**TASK OBJECTIVE**
Tally how many lines include "this". The number is the whole answer.

(Entries with page source code)
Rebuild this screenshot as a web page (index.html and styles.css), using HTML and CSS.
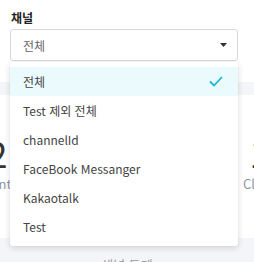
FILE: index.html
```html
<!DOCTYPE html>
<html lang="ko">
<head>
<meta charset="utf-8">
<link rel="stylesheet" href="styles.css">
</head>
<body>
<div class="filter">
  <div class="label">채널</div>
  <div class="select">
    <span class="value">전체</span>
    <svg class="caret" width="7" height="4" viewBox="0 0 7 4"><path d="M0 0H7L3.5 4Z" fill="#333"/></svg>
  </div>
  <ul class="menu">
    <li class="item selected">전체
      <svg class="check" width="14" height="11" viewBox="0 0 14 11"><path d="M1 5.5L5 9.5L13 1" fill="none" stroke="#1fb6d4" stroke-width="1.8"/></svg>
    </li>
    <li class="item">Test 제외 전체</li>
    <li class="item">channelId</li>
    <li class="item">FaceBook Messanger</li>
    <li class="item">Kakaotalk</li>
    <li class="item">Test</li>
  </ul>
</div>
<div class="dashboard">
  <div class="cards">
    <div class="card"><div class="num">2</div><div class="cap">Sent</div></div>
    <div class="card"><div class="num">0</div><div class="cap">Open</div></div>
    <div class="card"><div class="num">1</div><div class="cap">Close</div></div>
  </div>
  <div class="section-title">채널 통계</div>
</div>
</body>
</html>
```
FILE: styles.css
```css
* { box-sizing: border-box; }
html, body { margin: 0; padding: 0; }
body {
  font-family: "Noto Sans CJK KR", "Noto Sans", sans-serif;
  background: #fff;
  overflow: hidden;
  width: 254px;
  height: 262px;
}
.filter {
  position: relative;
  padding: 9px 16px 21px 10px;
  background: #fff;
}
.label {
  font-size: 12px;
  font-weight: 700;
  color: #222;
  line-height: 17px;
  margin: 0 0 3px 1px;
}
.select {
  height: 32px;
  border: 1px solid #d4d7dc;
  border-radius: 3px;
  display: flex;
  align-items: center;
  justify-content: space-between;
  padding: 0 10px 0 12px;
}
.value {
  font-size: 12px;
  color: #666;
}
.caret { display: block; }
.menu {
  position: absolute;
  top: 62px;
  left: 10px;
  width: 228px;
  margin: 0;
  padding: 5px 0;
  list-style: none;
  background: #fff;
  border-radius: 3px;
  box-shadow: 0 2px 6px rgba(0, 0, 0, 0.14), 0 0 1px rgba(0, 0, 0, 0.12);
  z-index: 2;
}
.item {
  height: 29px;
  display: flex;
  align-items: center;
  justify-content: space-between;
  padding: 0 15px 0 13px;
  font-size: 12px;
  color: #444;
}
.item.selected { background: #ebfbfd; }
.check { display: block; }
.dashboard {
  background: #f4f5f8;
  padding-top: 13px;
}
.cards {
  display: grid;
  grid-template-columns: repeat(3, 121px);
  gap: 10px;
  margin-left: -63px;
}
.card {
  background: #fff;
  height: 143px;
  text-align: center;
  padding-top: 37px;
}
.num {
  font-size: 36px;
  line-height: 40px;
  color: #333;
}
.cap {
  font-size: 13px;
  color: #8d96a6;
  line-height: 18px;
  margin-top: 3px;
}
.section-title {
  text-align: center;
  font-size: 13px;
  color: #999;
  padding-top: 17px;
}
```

==

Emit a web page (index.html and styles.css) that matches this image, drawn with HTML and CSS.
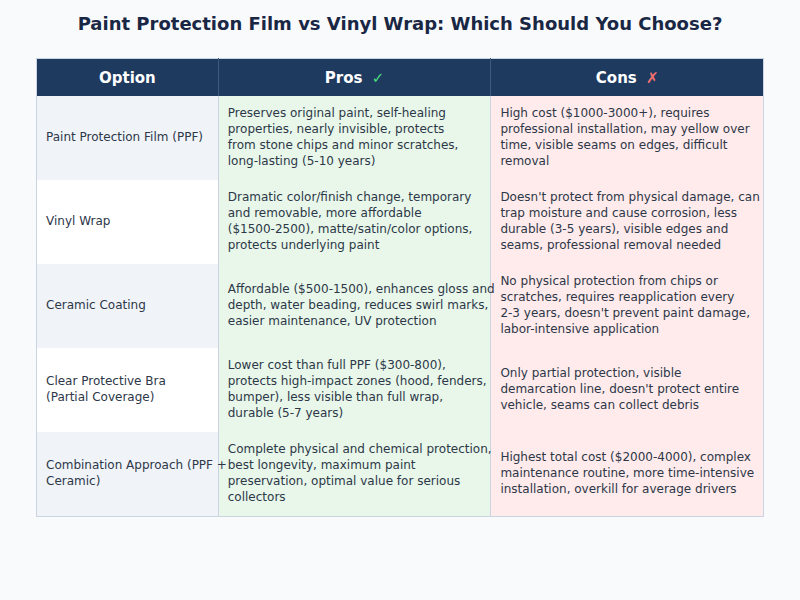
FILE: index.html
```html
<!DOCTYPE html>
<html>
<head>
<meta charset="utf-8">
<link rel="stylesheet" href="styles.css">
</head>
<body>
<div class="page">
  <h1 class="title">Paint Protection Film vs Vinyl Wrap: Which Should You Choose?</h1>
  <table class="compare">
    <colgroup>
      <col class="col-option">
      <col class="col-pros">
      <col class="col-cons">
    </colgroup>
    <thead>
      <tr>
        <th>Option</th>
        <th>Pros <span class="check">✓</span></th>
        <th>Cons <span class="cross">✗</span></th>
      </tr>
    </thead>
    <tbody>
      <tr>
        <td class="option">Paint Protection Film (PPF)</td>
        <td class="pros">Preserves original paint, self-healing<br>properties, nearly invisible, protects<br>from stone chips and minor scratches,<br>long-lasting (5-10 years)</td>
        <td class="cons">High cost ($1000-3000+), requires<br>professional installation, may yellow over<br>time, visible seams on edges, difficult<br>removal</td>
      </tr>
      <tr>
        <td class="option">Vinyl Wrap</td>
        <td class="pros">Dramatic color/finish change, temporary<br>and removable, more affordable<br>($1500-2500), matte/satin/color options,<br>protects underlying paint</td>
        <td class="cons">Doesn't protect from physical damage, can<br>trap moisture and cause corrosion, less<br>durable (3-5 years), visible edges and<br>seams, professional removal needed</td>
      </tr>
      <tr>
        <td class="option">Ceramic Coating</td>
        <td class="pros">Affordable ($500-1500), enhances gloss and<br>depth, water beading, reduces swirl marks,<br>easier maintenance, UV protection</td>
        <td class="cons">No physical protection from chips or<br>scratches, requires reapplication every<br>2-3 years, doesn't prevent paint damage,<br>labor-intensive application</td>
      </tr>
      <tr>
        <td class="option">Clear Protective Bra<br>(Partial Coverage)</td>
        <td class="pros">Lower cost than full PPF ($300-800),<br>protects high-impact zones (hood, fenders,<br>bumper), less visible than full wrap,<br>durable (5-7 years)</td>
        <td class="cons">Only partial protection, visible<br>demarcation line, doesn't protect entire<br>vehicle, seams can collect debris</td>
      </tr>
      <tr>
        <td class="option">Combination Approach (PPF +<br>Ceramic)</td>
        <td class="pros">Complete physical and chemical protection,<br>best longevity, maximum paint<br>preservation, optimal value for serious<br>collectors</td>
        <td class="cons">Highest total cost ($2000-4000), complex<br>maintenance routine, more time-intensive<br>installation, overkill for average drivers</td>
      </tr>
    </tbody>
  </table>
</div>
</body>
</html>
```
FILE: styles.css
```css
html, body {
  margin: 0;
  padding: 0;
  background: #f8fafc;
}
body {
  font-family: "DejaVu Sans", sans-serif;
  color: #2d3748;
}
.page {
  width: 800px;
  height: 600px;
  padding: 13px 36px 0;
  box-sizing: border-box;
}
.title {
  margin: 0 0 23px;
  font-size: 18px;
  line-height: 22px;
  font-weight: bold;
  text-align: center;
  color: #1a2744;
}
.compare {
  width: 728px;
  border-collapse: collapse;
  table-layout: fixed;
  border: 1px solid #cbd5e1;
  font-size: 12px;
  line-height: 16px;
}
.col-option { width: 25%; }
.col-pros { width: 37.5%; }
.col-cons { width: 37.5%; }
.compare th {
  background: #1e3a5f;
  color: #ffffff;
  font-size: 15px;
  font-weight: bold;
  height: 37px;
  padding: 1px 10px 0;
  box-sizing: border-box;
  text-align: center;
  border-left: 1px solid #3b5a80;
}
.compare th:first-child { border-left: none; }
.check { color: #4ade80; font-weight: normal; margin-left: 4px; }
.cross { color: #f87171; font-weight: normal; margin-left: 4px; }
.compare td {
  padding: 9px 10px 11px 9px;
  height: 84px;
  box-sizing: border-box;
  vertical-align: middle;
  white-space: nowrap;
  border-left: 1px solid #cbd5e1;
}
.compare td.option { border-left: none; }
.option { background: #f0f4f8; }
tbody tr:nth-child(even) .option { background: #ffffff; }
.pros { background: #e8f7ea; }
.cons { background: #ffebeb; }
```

==

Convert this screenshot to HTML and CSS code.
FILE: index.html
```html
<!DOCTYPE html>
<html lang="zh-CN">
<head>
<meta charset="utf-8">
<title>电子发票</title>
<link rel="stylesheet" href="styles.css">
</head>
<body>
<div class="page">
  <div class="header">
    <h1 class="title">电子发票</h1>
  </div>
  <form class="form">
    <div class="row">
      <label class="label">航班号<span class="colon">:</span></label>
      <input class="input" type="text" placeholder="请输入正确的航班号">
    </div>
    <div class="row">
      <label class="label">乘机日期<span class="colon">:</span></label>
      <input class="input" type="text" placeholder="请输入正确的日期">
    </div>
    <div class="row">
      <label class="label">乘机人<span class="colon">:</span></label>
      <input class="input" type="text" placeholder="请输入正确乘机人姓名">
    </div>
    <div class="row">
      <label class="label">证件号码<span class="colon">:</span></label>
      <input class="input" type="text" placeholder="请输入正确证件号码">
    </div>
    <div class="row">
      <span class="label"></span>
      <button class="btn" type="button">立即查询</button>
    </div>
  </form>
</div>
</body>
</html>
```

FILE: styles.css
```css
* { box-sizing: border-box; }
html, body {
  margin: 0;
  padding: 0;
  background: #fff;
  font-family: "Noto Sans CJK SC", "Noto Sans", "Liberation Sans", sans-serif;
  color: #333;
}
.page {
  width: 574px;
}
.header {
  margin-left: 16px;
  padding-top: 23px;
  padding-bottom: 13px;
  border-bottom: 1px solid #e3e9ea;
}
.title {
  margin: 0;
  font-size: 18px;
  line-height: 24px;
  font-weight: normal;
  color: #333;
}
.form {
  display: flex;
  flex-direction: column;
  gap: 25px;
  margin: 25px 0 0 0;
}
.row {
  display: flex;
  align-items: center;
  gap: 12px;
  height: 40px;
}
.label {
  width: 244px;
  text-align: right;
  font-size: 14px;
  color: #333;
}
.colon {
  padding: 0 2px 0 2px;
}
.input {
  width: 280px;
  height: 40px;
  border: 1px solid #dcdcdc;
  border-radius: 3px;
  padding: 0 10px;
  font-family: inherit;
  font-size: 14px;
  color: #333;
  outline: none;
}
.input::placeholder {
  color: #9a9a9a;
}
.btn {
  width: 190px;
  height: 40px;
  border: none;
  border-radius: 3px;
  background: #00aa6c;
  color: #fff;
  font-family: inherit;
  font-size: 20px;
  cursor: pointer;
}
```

**TASK OUTPUT**
3